**GIVEN EXERCISE**
Exactly repeat the material, dropping only the pictures.

**PROVIDED DATA**
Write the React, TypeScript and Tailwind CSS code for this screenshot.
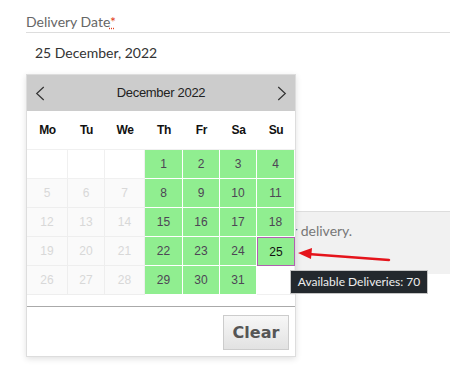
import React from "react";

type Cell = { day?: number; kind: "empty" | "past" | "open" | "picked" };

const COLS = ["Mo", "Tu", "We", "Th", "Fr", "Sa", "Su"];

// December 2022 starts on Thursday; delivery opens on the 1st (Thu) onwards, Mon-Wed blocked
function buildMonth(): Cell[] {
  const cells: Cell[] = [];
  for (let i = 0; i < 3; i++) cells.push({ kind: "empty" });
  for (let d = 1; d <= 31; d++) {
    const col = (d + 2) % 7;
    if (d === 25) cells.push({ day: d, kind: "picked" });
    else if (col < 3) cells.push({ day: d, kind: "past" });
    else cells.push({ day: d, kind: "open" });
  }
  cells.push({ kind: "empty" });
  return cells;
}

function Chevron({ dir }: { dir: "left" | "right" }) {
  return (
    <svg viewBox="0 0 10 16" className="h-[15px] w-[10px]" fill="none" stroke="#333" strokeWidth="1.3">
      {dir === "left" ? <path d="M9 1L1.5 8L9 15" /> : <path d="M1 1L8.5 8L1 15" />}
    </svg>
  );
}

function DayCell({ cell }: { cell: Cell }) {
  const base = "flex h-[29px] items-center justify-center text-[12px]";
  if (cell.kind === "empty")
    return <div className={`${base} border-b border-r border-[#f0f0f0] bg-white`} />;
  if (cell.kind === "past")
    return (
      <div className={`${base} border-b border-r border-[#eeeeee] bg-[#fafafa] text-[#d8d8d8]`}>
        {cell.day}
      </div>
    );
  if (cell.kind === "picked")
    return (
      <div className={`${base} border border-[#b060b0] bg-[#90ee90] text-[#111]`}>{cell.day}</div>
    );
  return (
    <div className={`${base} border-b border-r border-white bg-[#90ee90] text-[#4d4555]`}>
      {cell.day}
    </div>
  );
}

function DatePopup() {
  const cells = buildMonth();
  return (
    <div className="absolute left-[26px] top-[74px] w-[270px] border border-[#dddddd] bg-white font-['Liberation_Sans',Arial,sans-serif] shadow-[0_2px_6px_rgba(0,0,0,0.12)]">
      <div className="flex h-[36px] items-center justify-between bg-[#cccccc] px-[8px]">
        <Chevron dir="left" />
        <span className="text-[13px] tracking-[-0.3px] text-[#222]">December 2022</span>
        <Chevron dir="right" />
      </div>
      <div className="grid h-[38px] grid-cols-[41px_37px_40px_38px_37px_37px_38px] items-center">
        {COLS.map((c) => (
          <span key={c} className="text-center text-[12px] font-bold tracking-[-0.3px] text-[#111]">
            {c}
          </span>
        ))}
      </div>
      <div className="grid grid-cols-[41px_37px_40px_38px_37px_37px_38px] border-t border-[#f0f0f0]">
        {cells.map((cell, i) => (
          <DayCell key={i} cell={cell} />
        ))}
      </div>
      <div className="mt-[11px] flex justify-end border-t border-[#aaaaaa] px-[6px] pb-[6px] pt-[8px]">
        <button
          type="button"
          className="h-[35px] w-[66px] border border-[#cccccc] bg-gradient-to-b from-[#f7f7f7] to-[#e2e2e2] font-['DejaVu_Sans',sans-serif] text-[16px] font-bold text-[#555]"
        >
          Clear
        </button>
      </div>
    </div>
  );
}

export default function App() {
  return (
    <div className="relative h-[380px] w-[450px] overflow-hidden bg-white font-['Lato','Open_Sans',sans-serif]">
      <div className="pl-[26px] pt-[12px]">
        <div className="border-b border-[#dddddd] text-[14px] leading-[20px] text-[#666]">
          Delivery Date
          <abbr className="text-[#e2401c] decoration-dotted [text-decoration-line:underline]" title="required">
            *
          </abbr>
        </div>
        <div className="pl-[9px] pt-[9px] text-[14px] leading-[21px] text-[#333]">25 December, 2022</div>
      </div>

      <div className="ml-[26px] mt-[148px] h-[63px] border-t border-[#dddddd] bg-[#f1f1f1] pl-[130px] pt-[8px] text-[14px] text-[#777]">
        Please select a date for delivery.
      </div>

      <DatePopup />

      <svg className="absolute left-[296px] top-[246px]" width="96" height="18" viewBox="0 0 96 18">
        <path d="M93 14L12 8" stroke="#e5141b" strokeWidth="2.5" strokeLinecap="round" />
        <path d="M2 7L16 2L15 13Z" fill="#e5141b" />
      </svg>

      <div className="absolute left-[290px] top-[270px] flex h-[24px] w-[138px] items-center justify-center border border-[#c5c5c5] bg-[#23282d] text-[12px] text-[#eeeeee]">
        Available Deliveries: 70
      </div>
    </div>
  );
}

**SOLUTION TO THE EXERCISE**
Write the React, TypeScript and Tailwind CSS code for this screenshot.
import React from "react";

type Cell = { day?: number; kind: "empty" | "past" | "open" | "picked" };

const COLS = ["Mo", "Tu", "We", "Th", "Fr", "Sa", "Su"];

// December 2022 starts on Thursday; delivery opens on the 1st (Thu) onwards, Mon-Wed blocked
function buildMonth(): Cell[] {
  const cells: Cell[] = [];
  for (let i = 0; i < 3; i++) cells.push({ kind: "empty" });
  for (let d = 1; d <= 31; d++) {
    const col = (d + 2) % 7;
    if (d === 25) cells.push({ day: d, kind: "picked" });
    else if (col < 3) cells.push({ day: d, kind: "past" });
    else cells.push({ day: d, kind: "open" });
  }
  cells.push({ kind: "empty" });
  return cells;
}

function Chevron({ dir }: { dir: "left" | "right" }) {
  return (
    <svg viewBox="0 0 10 16" className="h-[15px] w-[10px]" fill="none" stroke="#333" strokeWidth="1.3">
      {dir === "left" ? <path d="M9 1L1.5 8L9 15" /> : <path d="M1 1L8.5 8L1 15" />}
    </svg>
  );
}

function DayCell({ cell }: { cell: Cell }) {
  const base = "flex h-[29px] items-center justify-center text-[12px]";
  if (cell.kind === "empty")
    return <div className={`${base} border-b border-r border-[#f0f0f0] bg-white`} />;
  if (cell.kind === "past")
    return (
      <div className={`${base} border-b border-r border-[#eeeeee] bg-[#fafafa] text-[#d8d8d8]`}>
        {cell.day}
      </div>
    );
  if (cell.kind === "picked")
    return (
      <div className={`${base} border border-[#b060b0] bg-[#90ee90] text-[#111]`}>{cell.day}</div>
    );
  return (
    <div className={`${base} border-b border-r border-white bg-[#90ee90] text-[#4d4555]`}>
      {cell.day}
    </div>
  );
}

function DatePopup() {
  const cells = buildMonth();
  return (
    <div className="absolute left-[26px] top-[74px] w-[270px] border border-[#dddddd] bg-white font-['Liberation_Sans',Arial,sans-serif] shadow-[0_2px_6px_rgba(0,0,0,0.12)]">
      <div className="flex h-[36px] items-center justify-between bg-[#cccccc] px-[8px]">
        <Chevron dir="left" />
        <span className="text-[13px] tracking-[-0.3px] text-[#222]">December 2022</span>
        <Chevron dir="right" />
      </div>
      <div className="grid h-[38px] grid-cols-[41px_37px_40px_38px_37px_37px_38px] items-center">
        {COLS.map((c) => (
          <span key={c} className="text-center text-[12px] font-bold tracking-[-0.3px] text-[#111]">
            {c}
          </span>
        ))}
      </div>
      <div className="grid grid-cols-[41px_37px_40px_38px_37px_37px_38px] border-t border-[#f0f0f0]">
        {cells.map((cell, i) => (
          <DayCell key={i} cell={cell} />
        ))}
      </div>
      <div className="mt-[11px] flex justify-end border-t border-[#aaaaaa] px-[6px] pb-[6px] pt-[8px]">
        <button
          type="button"
          className="h-[35px] w-[66px] border border-[#cccccc] bg-gradient-to-b from-[#f7f7f7] to-[#e2e2e2] font-['DejaVu_Sans',sans-serif] text-[16px] font-bold text-[#555]"
        >
          Clear
        </button>
      </div>
    </div>
  );
}

export default function App() {
  return (
    <div className="relative h-[380px] w-[450px] overflow-hidden bg-white font-['Lato','Open_Sans',sans-serif]">
      <div className="pl-[26px] pt-[12px]">
        <div className="border-b border-[#dddddd] text-[14px] leading-[20px] text-[#666]">
          Delivery Date
          <abbr className="text-[#e2401c] decoration-dotted [text-decoration-line:underline]" title="required">
            *
          </abbr>
        </div>
        <div className="pl-[9px] pt-[9px] text-[14px] leading-[21px] text-[#333]">25 December, 2022</div>
      </div>

      <div className="ml-[26px] mt-[148px] h-[63px] border-t border-[#dddddd] bg-[#f1f1f1] pl-[130px] pt-[8px] text-[14px] text-[#777]">
        Please select a date for delivery.
      </div>

      <DatePopup />

      <svg className="absolute left-[296px] top-[246px]" width="96" height="18" viewBox="0 0 96 18">
        <path d="M93 14L12 8" stroke="#e5141b" strokeWidth="2.5" strokeLinecap="round" />
        <path d="M2 7L16 2L15 13Z" fill="#e5141b" />
      </svg>

      <div className="absolute left-[290px] top-[270px] flex h-[24px] w-[138px] items-center justify-center border border-[#c5c5c5] bg-[#23282d] text-[12px] text-[#eeeeee]">
        Available Deliveries: 70
      </div>
    </div>
  );
}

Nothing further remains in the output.